Last summer a close-cropped girl, bare footed and bare legged, appeared on Main Street in what appeared to be only a male shirt flapping in the breeze. The shirt was just long enough to make it appear she was nude beneath and quite a crowd gathered. She fooled them, however, by revealing a close-cut bikini and bra, but as one onlooker said, "You can expect anything these days."

I stole my heading from the title of a book written in the mid-1920's by a conservative Harvard professor. The phrase "The New Barbarians" seems in our day an apt characterization of many of our youth as judged by their public manners and incidentally by their dance movements. Don Herold wrote recently of "the urge to go Neanderthal." But why indeed should any of us "frown if Town and Gown go round unshod, unshifted"? Yes, why indeed? Our freedoms, so they say, are being taken from us by Big Brother Big Government and we are being told who to hire and what to pay him and how much of the residue to set aside for taxes. At least, then, leave us the freedom to stick our dirty feet in the next fellow's face, bare a virile hairy chest to the foe, and leave our shirt tails untucked.

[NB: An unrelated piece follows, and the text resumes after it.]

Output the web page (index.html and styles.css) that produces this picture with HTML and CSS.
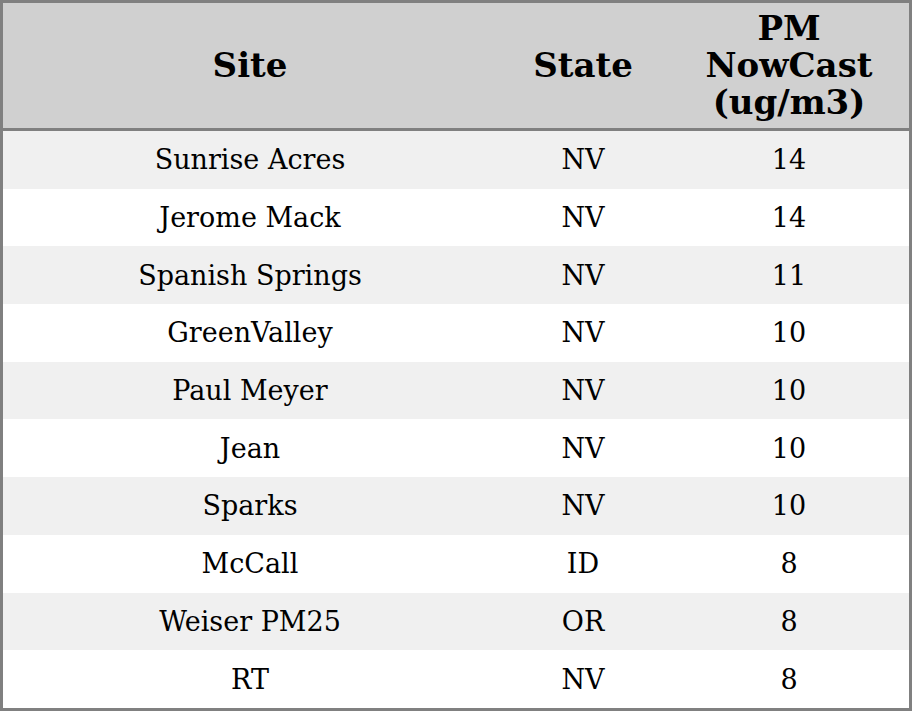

The more conservative manners of the older generation, it seems, are merely a product of that stilted and repressed and hypocritical Victorian age. But as Charles Dana Gibson once remarked, "If I remember correctly, we had a good time then too." It does seem that in that benighted era both town and gown lived a bit more graciously, but we old-timers must wise up for as one kid said to me, "We sure go a lot faster these days."